Electron‐Deficient Boron‐Doped g‐C3N4 as an Efficient and Robust Photocatalyst for Visible‐Light Driven Hydrogen Evolution from Water Splitting

Abstract Elemental doping is considered to be a promising approach for altering the electronic structure, optical absorbance, and charge separation characteristics of graphitic carbon nitride (g‐C 3 N 4 , termed as CN), thus boosting its photocatalytic performance for practical applications.
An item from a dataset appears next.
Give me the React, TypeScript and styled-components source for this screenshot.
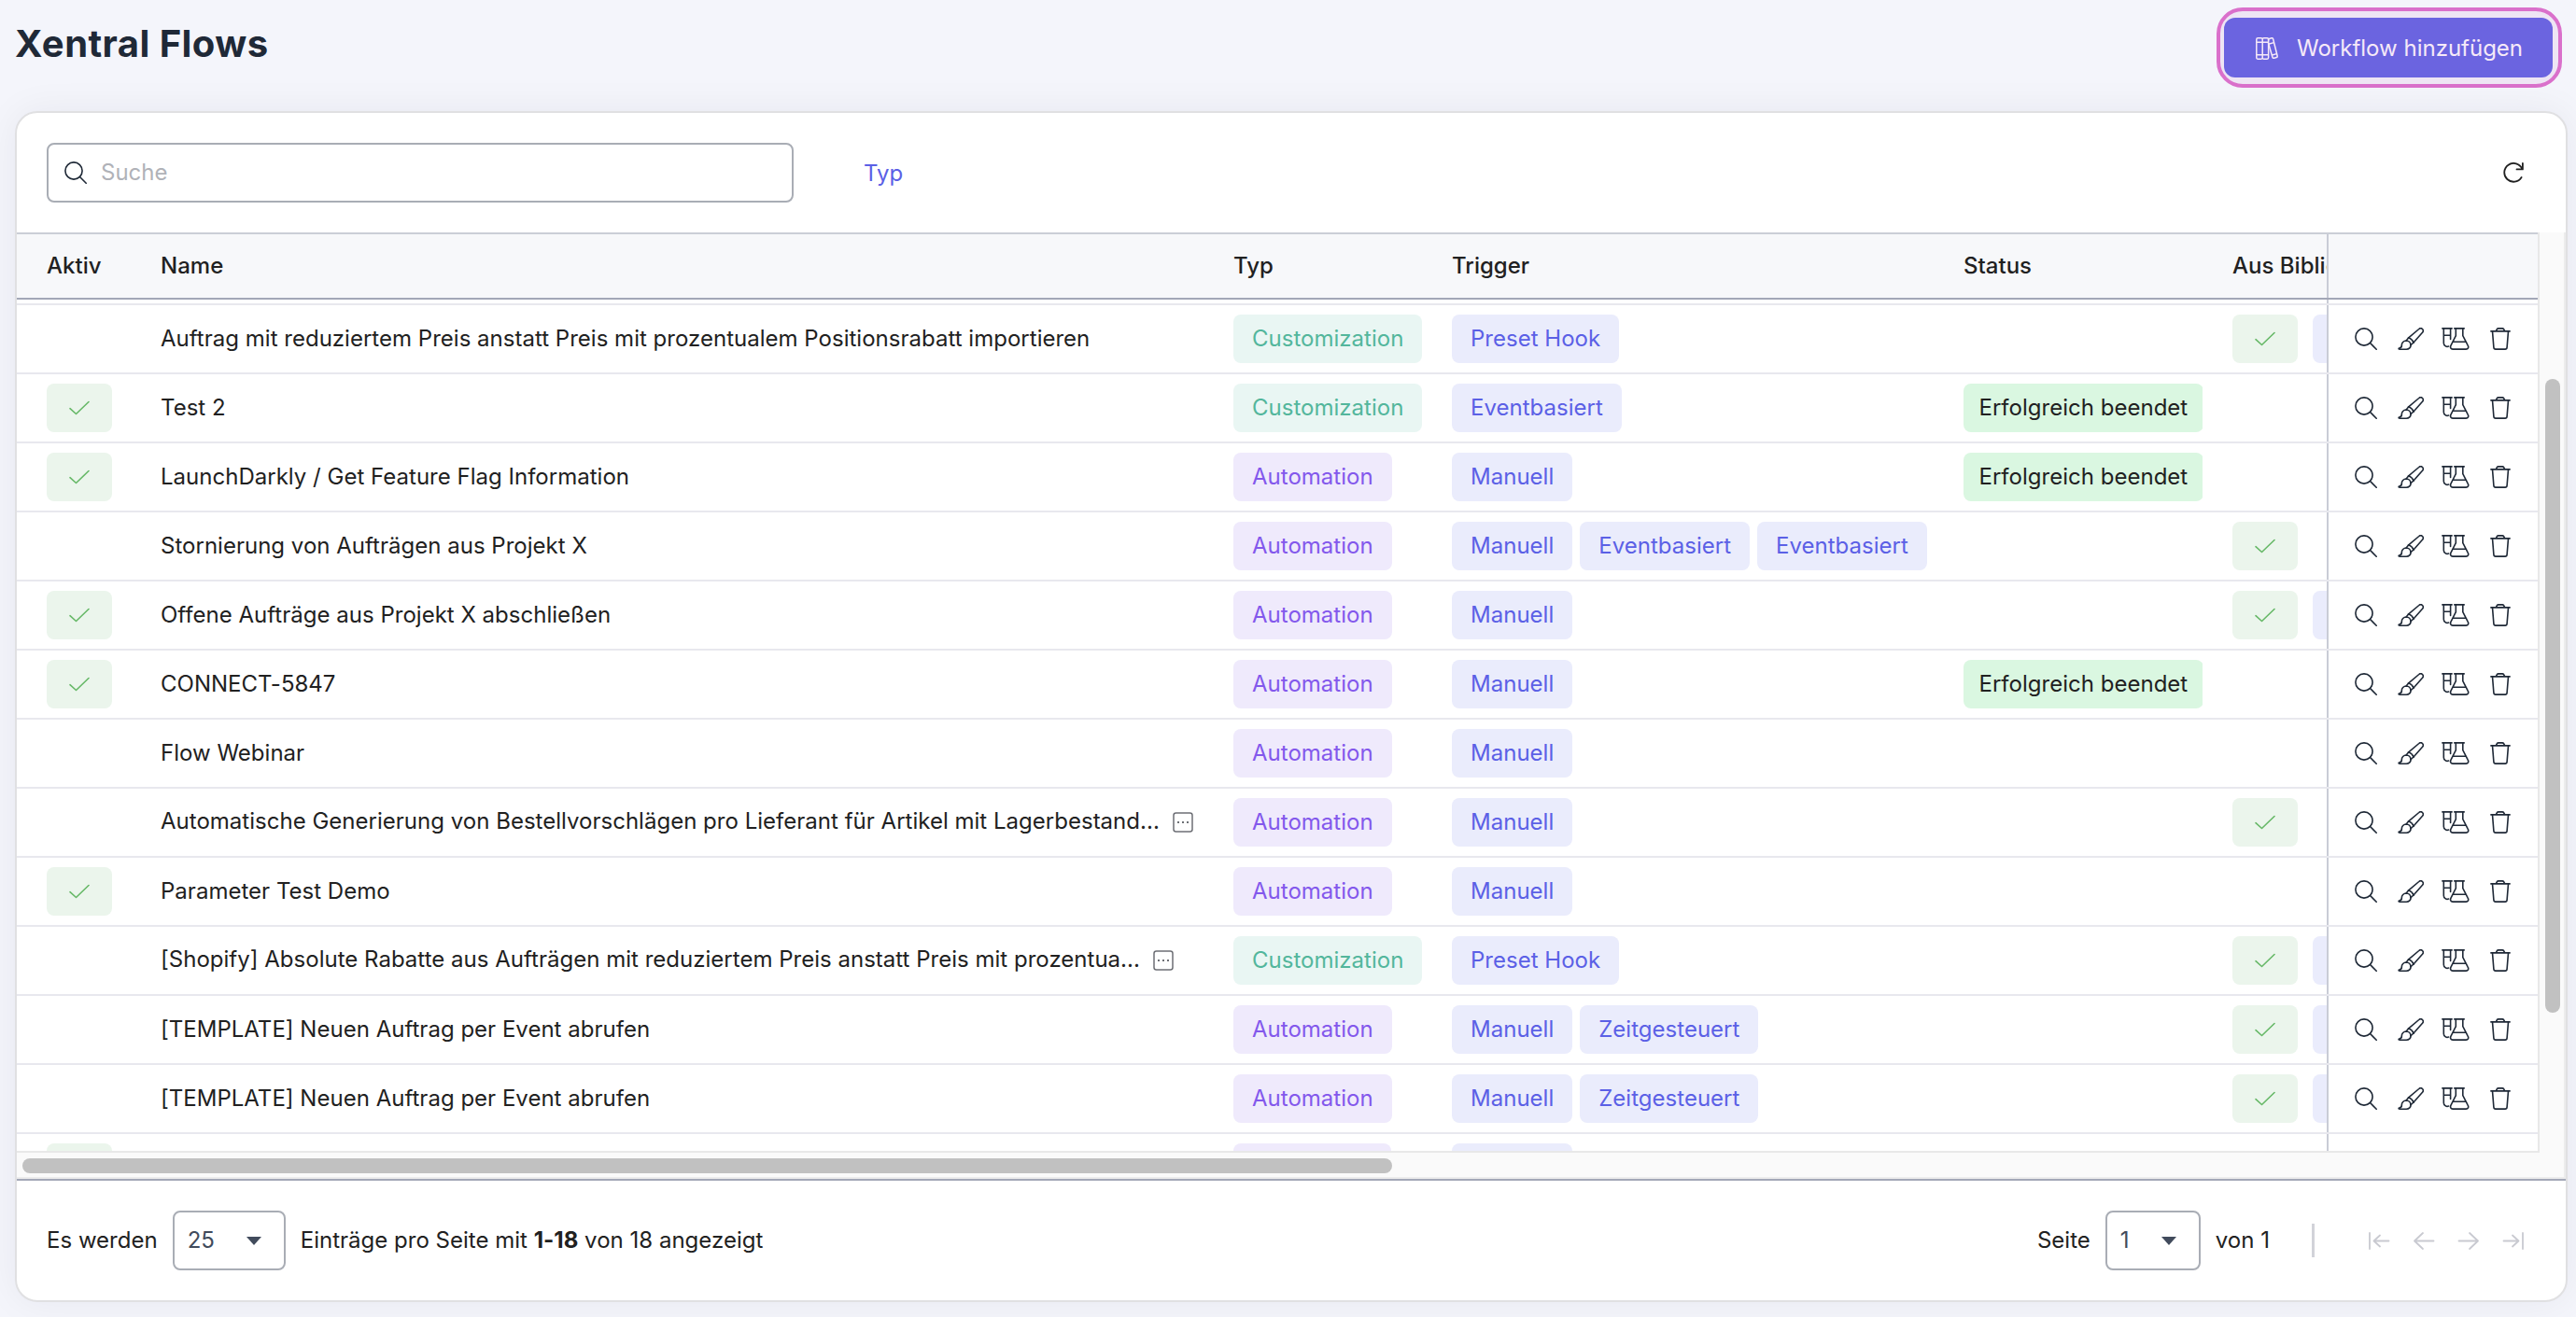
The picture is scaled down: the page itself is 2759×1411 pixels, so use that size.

Herein, a series of boron (B) doped g‐C 3 N 4 (named as BCN) photocatalysts are developed via one‐step pyrolysis of a mixture of urea and 3‐methoxycarbonyl‐5‐nitriophenylboronic acid (MCNPBA). The results show that B‐atoms have been successfully incorporated into the g‐C 3 N 4 network. The as‐synthesized BCN‐ x ( x shows the weight content of MCNPBA) photocatalysts are evaluated in photocatalytic hydrogen (H 2 ) evolution from water splitting under visible‐light (λ ≥ 420 nm). The optimized BCN‐10 sample shows a maximum H 2 evolution rate of 1789.93 µmol h ─1 g ─1 , which is 6.2 times higher than that of g‐C 3 N 4 (289.73 µmol h ─1 g ─1 ). This is attributed to the fact that the electron‐deficient B‐atoms are lewis acids that trap electrons, which in turn expands visible‐light absorption, narrows the bandgap, and prevents the recombination of photogenerated charge carriers. Moreover, B‐doping can readily modify the valence and conduction band positions of g‐C 3 N 4 , therefore augmenting the photocatalytic H 2 evolution activity. This paper presents a unique rational framework for developing other functionalized electron‐deficient elemental‐doping g‐C 3 N 4 ‐based photocatalysts for practical applications in solar‐to‐fuel conversion.